### DATASET EXCERPT

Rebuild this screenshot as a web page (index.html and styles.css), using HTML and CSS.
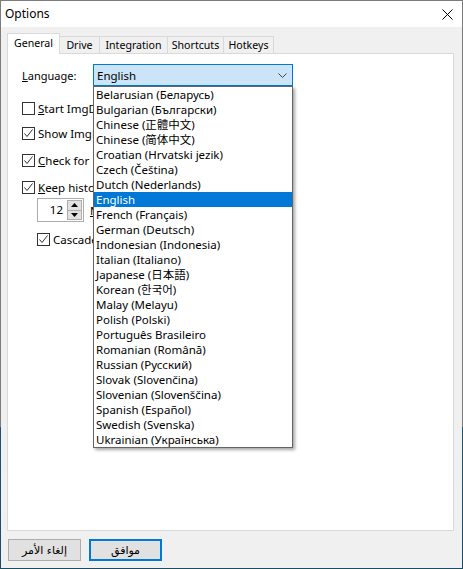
FILE: index.html
```html
<!DOCTYPE html>
<html lang="en">
<head>
<meta charset="utf-8">
<title>Options</title>
<link rel="stylesheet" href="styles.css">
</head>
<body>
<div class="frame">
  <div class="window">
    <div class="titlebar">
      <span class="title">Options</span>
      <svg class="close" width="11" height="11" viewBox="0 0 11 11"><path d="M0.5 0.5 L10.5 10.5 M10.5 0.5 L0.5 10.5" stroke="#000" stroke-width="1" fill="none"/></svg>
    </div>
    <div class="body">
      <div class="tabs">
        <div class="tab active w-general">General</div>
        <div class="tab w-drive">Drive</div>
        <div class="tab w-integration">Integration</div>
        <div class="tab w-shortcuts">Shortcuts</div>
        <div class="tab w-hotkeys">Hotkeys</div>
      </div>
      <div class="panel">
        <div class="lang-row">
          <span class="lang-label"><u>L</u>anguage:</span>
          <div class="combo-wrap">
            <div class="combo">
              <span>English</span>
              <svg class="chev" width="9" height="5" viewBox="0 0 9 5"><path d="M0.5 0.5 L4.5 4.5 L8.5 0.5" stroke="#444" stroke-width="1" fill="none"/></svg>
            </div>
            <ul class="dropdown">
              <li>Belarusian (Беларусь)</li>
              <li>Bulgarian (Български)</li>
              <li>Chinese (正體中文)</li>
              <li>Chinese (简体中文)</li>
              <li>Croatian (Hrvatski jezik)</li>
              <li>Czech (Čeština)</li>
              <li>Dutch (Nederlands)</li>
              <li class="sel">English</li>
              <li>French (Français)</li>
              <li>German (Deutsch)</li>
              <li>Indonesian (Indonesia)</li>
              <li>Italian (Italiano)</li>
              <li>Japanese (日本語)</li>
              <li>Korean (한국어)</li>
              <li>Malay (Melayu)</li>
              <li>Polish (Polski)</li>
              <li>Português Brasileiro</li>
              <li>Romanian (Română)</li>
              <li>Russian (Русский)</li>
              <li>Slovak (Slovenčina)</li>
              <li>Slovenian (Slovenščina)</li>
              <li>Spanish (Español)</li>
              <li>Swedish (Svenska)</li>
              <li>Ukrainian (Українська)</li>
            </ul>
          </div>
        </div>

        <div class="check r1"><span class="box"></span><span class="lbl"><u>S</u>tart ImgDrive</span></div>
        <div class="check r2"><span class="box on"><svg width="11" height="11" viewBox="0 0 11 11"><path d="M1.5 5.5 L4 8.5 L9.5 1.5" stroke="#333" stroke-width="1" fill="none"/></svg></span><span class="lbl">Show ImgDrive</span></div>
        <div class="check r3"><span class="box on"><svg width="11" height="11" viewBox="0 0 11 11"><path d="M1.5 5.5 L4 8.5 L9.5 1.5" stroke="#333" stroke-width="1" fill="none"/></svg></span><span class="lbl"><u>C</u>heck for</span></div>
        <div class="check r4"><span class="box on"><svg width="11" height="11" viewBox="0 0 11 11"><path d="M1.5 5.5 L4 8.5 L9.5 1.5" stroke="#333" stroke-width="1" fill="none"/></svg></span><span class="lbl"><u>K</u>eep history</span></div>

        <div class="spin-row">
          <div class="spin">
            <span class="spin-val">12</span>
            <div class="spin-btns">
              <span class="sb"><svg width="7" height="4" viewBox="0 0 7 4"><path d="M3.5 0 L7 4 L0 4 Z" fill="#000"/></svg></span>
              <span class="sb"><svg width="7" height="4" viewBox="0 0 7 4"><path d="M0 0 L7 0 L3.5 4 Z" fill="#000"/></svg></span>
            </div>
          </div>
          <span class="spin-lbl"><u>M</u></span>
        </div>

        <div class="check r5"><span class="box on"><svg width="11" height="11" viewBox="0 0 11 11"><path d="M1.5 5.5 L4 8.5 L9.5 1.5" stroke="#333" stroke-width="1" fill="none"/></svg></span><span class="lbl">Cascade</span></div>
      </div>
      <div class="footer">
        <button class="btn">إلغاء الأمر</button>
        <button class="btn default">موافق</button>
      </div>
    </div>
  </div>
</div>
</body>
</html>
```

FILE: styles.css
```css
html, body {
  margin: 0;
  padding: 0;
}
body {
  width: 463px;
  height: 569px;
  overflow: hidden;
  font-family: "Noto Sans", "Noto Sans CJK JP", "DejaVu Sans", sans-serif;
  font-size: 11px;
  color: #000;
}
.frame {
  box-sizing: border-box;
  width: 463px;
  height: 569px;
  padding: 1px;
  background: linear-gradient(to bottom, #7c7c7c 0, #7c7c7c 427px, #1c5470 427px, #1a4c66 100%);
}
.window {
  height: 567px;
  background: #f0f0f0;
  display: flex;
  flex-direction: column;
}
.titlebar {
  height: 26px;
  background: #fff;
  display: flex;
  align-items: center;
  justify-content: space-between;
  padding: 0 9px 0 4px;
  flex: none;
}
.title {
  font-size: 12px;
  line-height: 16px;
}
.close {
  display: block;
}
.body {
  flex: 1;
  display: flex;
  flex-direction: column;
  padding: 6px 8px 0 6px;
}
.tabs {
  display: flex;
  align-items: flex-end;
  height: 21px;
  margin-bottom: -1px;
  position: relative;
  z-index: 2;
}
.tab {
  box-sizing: border-box;
  height: 17px;
  margin-bottom: 1px;
  margin-left: -1px;
  border: 1px solid #d9d9d9;
  border-bottom: none;
  background: #f0f0f0;
  text-align: center;
  line-height: 16px;
  font-size: 10.6px;
}
.tab.active {
  height: 21px;
  margin-bottom: 0;
  margin-left: 0;
  background: #fff;
  line-height: 18px;
  position: relative;
  z-index: 3;
}
.w-general { width: 53px; }
.w-drive { width: 41px; }
.w-integration { width: 69px; }
.w-shortcuts { width: 57px; }
.w-hotkeys { width: 51px; }

.panel {
  box-sizing: border-box;
  height: 478px;
  background: #fff;
  border: 1px solid #d9d9d9;
  position: relative;
  z-index: 1;
  display: flex;
  flex-direction: column;
  align-items: flex-start;
}
.lang-row {
  display: flex;
  align-items: center;
  margin-top: 10px;
  padding-left: 14px;
  width: 100%;
  box-sizing: border-box;
}
.lang-label {
  width: 71px;
  flex: none;
}
.combo-wrap {
  position: relative;
  z-index: 5;
}
.combo {
  box-sizing: border-box;
  width: 200px;
  height: 22px;
  border: 1px solid #0078d7;
  background: #cce4f7;
  display: flex;
  align-items: center;
  justify-content: space-between;
  padding: 0 5px 0 3px;
  font-size: 11.5px;
}
.chev {
  display: block;
  margin-top: 1px;
}
.dropdown {
  position: absolute;
  left: 0;
  top: 22px;
  box-sizing: border-box;
  width: 200px;
  margin: 0;
  padding: 0;
  list-style: none;
  background: #fff;
  border: 1px solid #646464;
  box-shadow: 2px 2px 3px rgba(0, 0, 0, 0.35);
}
.dropdown li {
  height: 15px;
  line-height: 15px;
  padding-left: 2px;
  white-space: nowrap;
  font-size: 11.5px;
}
.dropdown li.sel {
  background: #0078d7;
  color: #fff;
}

.check {
  display: flex;
  align-items: center;
  height: 13px;
  padding-left: 14px;
  white-space: nowrap;
}
.r1 { margin-top: 16px; }
.r2 { margin-top: 12px; }
.r3 { margin-top: 14px; }
.r4 { margin-top: 14px; }
.r5 { margin-top: 11px; padding-left: 29px; }
.box {
  box-sizing: border-box;
  width: 13px;
  height: 13px;
  border: 1px solid #333;
  background: #fff;
  flex: none;
  display: flex;
  align-items: center;
  justify-content: center;
  margin-right: 3px;
}
.box svg { display: block; }
.lbl {
  font-size: 11.5px;
  line-height: 15px;
}

.spin-row {
  display: flex;
  align-items: center;
  margin-top: 4px;
  padding-left: 29px;
  white-space: nowrap;
}
.spin {
  box-sizing: border-box;
  width: 47px;
  height: 24px;
  border: 1px solid #adadad;
  display: flex;
  align-items: stretch;
  background: #fff;
}
.spin-val {
  flex: 1;
  text-align: right;
  padding-right: 4px;
  line-height: 22px;
  font-size: 11.5px;
}
.spin-btns {
  width: 15px;
  display: flex;
  flex-direction: column;
  padding: 1px 1px 1px 0;
}
.sb {
  flex: 1;
  box-sizing: border-box;
  border: 1px solid #adadad;
  background: #e1e1e1;
  display: flex;
  align-items: center;
  justify-content: center;
}
.sb + .sb { border-top: none; }
.sb svg { display: block; }
.spin-lbl {
  margin-left: 6px;
  font-size: 11.5px;
}

.footer {
  display: flex;
  gap: 8px;
  padding-top: 8px;
  padding-left: 1px;
}
.btn {
  box-sizing: border-box;
  width: 73px;
  height: 22px;
  margin: 0;
  padding: 0;
  border: 1px solid #adadad;
  background: #e1e1e1;
  font-family: "DejaVu Sans", sans-serif;
  font-size: 11px;
  color: #000;
  direction: rtl;
}
.btn.default {
  border: 2px solid #0078d7;
}
```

### SET PROBLEM
Give the number of lines that carry the word "styles", with nothing added.

### SOLUTION TO THIS EXERCISE
3